Some critics have strongly taken against this book – screw ’em.

Hilary Mantel – The Mirror and the Light
The final book in Hilary Mantel’s Thomas Cromwell trilogy fully delivered. I loved the first two books. They are historical fiction like no other books in this genre. The emotional depth and insight behind the character of Cromwell is amazing. It is all based on great attention to research and immersing herself in the time. Hilary’s writing never comes across as overburdened by the knowledge she accrues. This final novel is about politics, class, power, gender, and heading towards a stark and inevitable end. Project what you will into today.

Ali Smith – Autumn
Summer, the final part of Ali Smith’s four-book suite, each one based on a season, was published in 2020. I was little late to this, starting with Autumn that came out in 2016. Set in a backdrop of the events of 2016, but not over dominating, this book weaves a great narrative about that year, set against some amazing prose and imaginative passages that brings autumn completely off the page and into your mind. I’ve headed straight on to Winter.

Bob Stanley- Yeah Yeah Yeah
This stunning 700 page magnum opus, released over seven years ago, is an amazing history of pop – from the 1950s to the new millennium. This is one of the best books I’ve ever read on this horizontal theme.

The chapters on the early roots of rock n roll and soul are masterful pieces of writing that join many lines right through the music as the book progresses through the decades. Bob writes forcefully about what can be unfairly neglected from the history of pop, especially if a rock music lens over- dominates. Bob explains what role black music must play in the history of pop and what great music is missed if we don’t open our ears.

A book full of great anecdotes and stories – I never knew that Jimi Hendrix channelled the Coronation Street theme into Are You Experienced! The book has also had me reaching back to listen to artists like Little Richard, Sam Cooke and the Supremes. I’ve also relistened to Jimmy Webb and The Monkees afresh, to name to just a few.

There is also a great Spotify playlist for this book as well. A mega 67 hours worth…

Dylan Jones – David Bowie – A life
I stumbled by this oral history of David Bowie’s career by Dylan Jones. It is built up completely from quotes and passages from other books and articles, and so compelling is Bowie’s story – his false starts, experimentation and finding his way to Ziggy, that this style works really well to tell the story. I loved two thirds of the book but as story falls away into 80’s the insight become less interesting, in parallel with Bowie’s music at that point.

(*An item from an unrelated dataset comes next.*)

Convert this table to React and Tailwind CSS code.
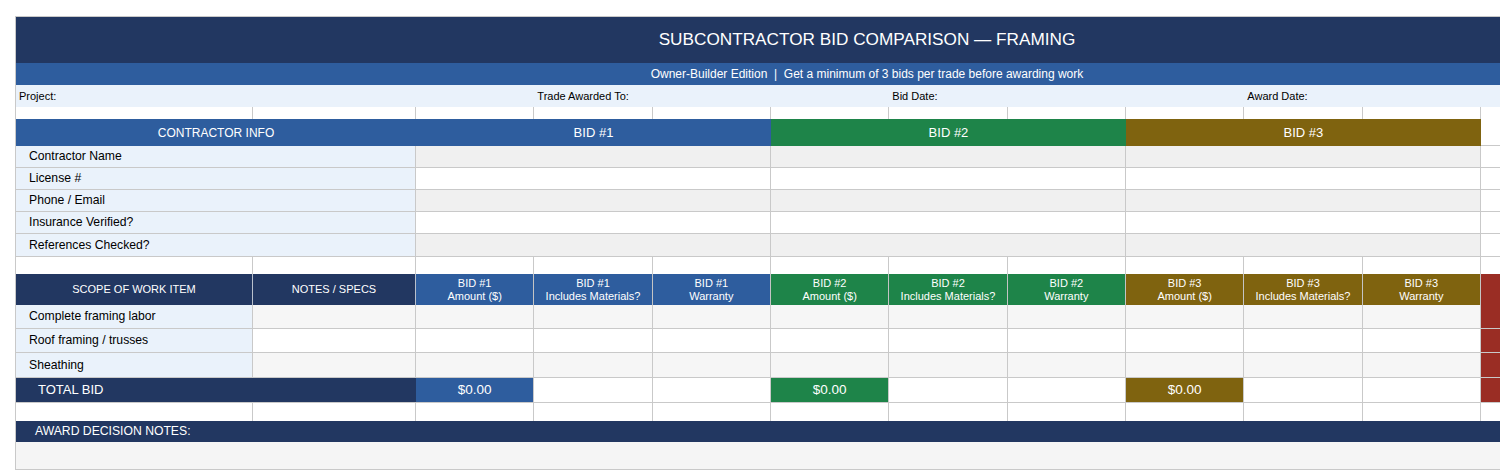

But well worth reading.

Craig Brown – One Two Three Four
I’ve read so many books on the Beatles over the years, adding such a range different insights and great stories, that I wasn’t sure I had space in my life for another one. But Craig Brown has managed to weave another unique narrative about the Beatles story. His own voice and wry observations, good selection of key moments (not always the obvious) deliver a worthy new Beatle book. It never tries to be comprehensive but in honing in on key moments from a different angle it really adds something to the huge library of Beatle books out there. There are some great parts looking at Paul McCartney and influence of Jane Asher, and Lennon and Harrison’s first LSD trip at the hands of their dentist.

(Neatly tides me over whilst awaiting the second volume of Mark Lewishon’s three part Beatle history. As a complete story I doubt this will be beaten. The first volume, Tune In, will always be the Beatle book for my desert island.)

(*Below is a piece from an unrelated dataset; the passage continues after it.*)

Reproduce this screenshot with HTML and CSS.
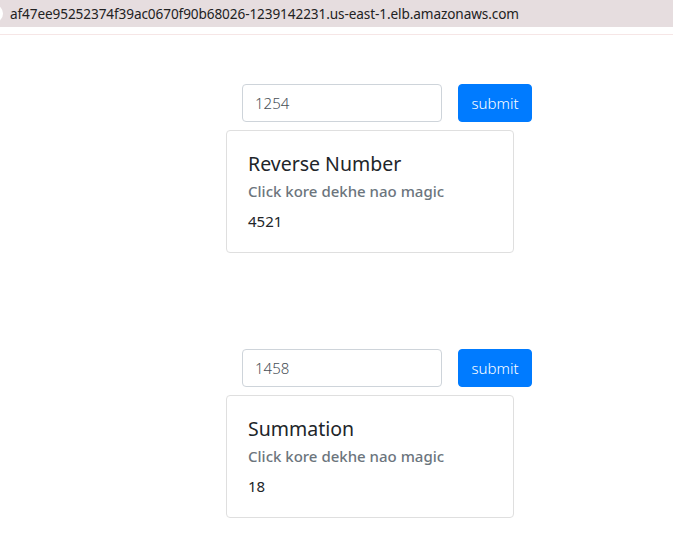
FILE: index.html
```html
<!DOCTYPE html>
<html>
<head>
<meta charset="utf-8">
<link rel="stylesheet" href="styles.css">
</head>
<body>
<div class="urlbar"><span class="edge"></span><span class="url">af47ee95252374f39ac0670f90b68026-1239142231.us-east-1.elb.amazonaws.com</span></div>
<div class="divider"></div>
<main class="page">
  <section class="block">
    <form class="row">
      <input class="field" type="text" value="1254">
      <button class="btn" type="button">submit</button>
    </form>
    <div class="card">
      <h5 class="title">Reverse Number</h5>
      <h6 class="subtitle">Click kore dekhe nao magic</h6>
      <p class="text">4521</p>
    </div>
  </section>
  <section class="block second">
    <form class="row">
      <input class="field" type="text" value="1458">
      <button class="btn" type="button">submit</button>
    </form>
    <div class="card">
      <h5 class="title">Summation</h5>
      <h6 class="subtitle">Click kore dekhe nao magic</h6>
      <p class="text">18</p>
    </div>
  </section>
</main>
</body>
</html>
```
FILE: styles.css
```css
* { box-sizing: border-box; }
body {
  margin: 0;
  background: #fff;
  font-family: "Noto Sans", "Open Sans", sans-serif;
  color: #212529;
}
.urlbar {
  height: 27px;
  background: #e6dddf;
  display: flex;
  align-items: center;
  position: relative;
  overflow: hidden;
}
.edge {
  position: absolute;
  left: -13px;
  top: 5px;
  width: 16px;
  height: 17px;
  border-radius: 50%;
  background: #fff;
}
.url {
  margin-left: 10px;
  font-size: 13.6px;
  color: #222;
  letter-spacing: -0.1px;
}
.divider {
  height: 8px;
  border-bottom: 1px solid #f6e6e6;
}
.page {
  padding-top: 49px;
  padding-left: 226px;
}
.block.second { margin-top: 96px; }
.row {
  display: flex;
  gap: 16px;
  margin: 0 0 8px 16px;
}
.field {
  width: 200px;
  height: 38px;
  padding: 6px 12px;
  border: 1px solid #ced4da;
  border-radius: 4px;
  font-family: "Noto Sans", sans-serif;
  font-size: 15px;
  font-weight: 300;
  color: #495057;
  background: #fff;
}
.btn {
  width: 74px;
  height: 38px;
  border: 1px solid #007bff;
  border-radius: 4px;
  background: #007bff;
  color: #fff;
  font-family: "Noto Sans", sans-serif;
  font-size: 15px;
  font-weight: 300;
  padding: 0;
}
.card {
  width: 288px;
  border: 1px solid #dfdfdf;
  border-radius: 4px;
  padding: 21px 20px 19px 21px;
}
.title {
  margin: 0 0 12px;
  font-size: 19.5px;
  font-weight: 400;
  line-height: 24px;
  color: #212529;
}
.subtitle {
  margin: -6px 0 8px;
  font-size: 15px;
  font-weight: 500;
  line-height: 19px;
  color: #6c757d;
}
.text {
  margin: 0;
  font-size: 15px;
  line-height: 24px;
  color: #212529;
}
```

Robin Turner – Believe in Magic: 30 Years of Heavenly Recordings
Not a book to read through end to end in a linear way but this is a brilliant overview, in full vivid colour, with memorabilia and stories. You get a real sense of how Heavenly have managed to maintain their excellence as a record label over the last 30 years – passion, a great sense of the right package between the music, live events and the physical products. This has led them to find the unique, trailblazing records that always seek to make a difference. The book takes you back through it all perfectly.

Kai Strittmatter – We have been harmonised – life in China’s Surveillance State
China will be a key player in the story of the 21st century. That is already clear. But what how might China’s style of surveillance government impact the rest of the world as they export more digital services and products and seek more global influence? To understand we have to dive deeper into the China of today and how President Xi is playing a key role in reshaping China using surveillance and a new form of Chinese nationalism. Kai Strittmatter is a German journalist who has studied China for 30 years and he spells out what he’s observed in a clear and accessible narrative and you come away from this important study more informed and better equipped to debate how the West should engage with China. Sometimes the book can come across a little presumptive that a European model of human rights is perfect and flawless compared to China but overall there much to gained from his analysis.

Peter Crouch – How to be a footballer
At a point this year I just wanted something quick, funny and light. Peter Crouch’s book amply fitted the bill. As a Pompey fan there are also some great stories about his time there. In time honoured football memoir tradition this is ghost written, but this doesn’t reflect badly on it – Crouchy has a unique voice and some cracking stories about what makes football great, footballers daft, and a good sense of perspective of what all that money does, or doesn’t, buy.

Emily Maitlis – Airhead
I enjoyed this walk through Emily’s BBC career as a key BBC interviewer and journalist. You get some unquiet insight about how set piece interviews come together, the planning and thinking that lies behind the questions. You get to see how serendipity, quick judgment and taking opportunities often lead to the best stories and interviews. You also get a feel how relentless the world of TV news can be when you have a young family and how the world of news has sped up over the last 5 years.

And finally, not forgetting Steve Carr’s Every Record Tells a story – a paean to record collecting. Reviewed on the blog back in October.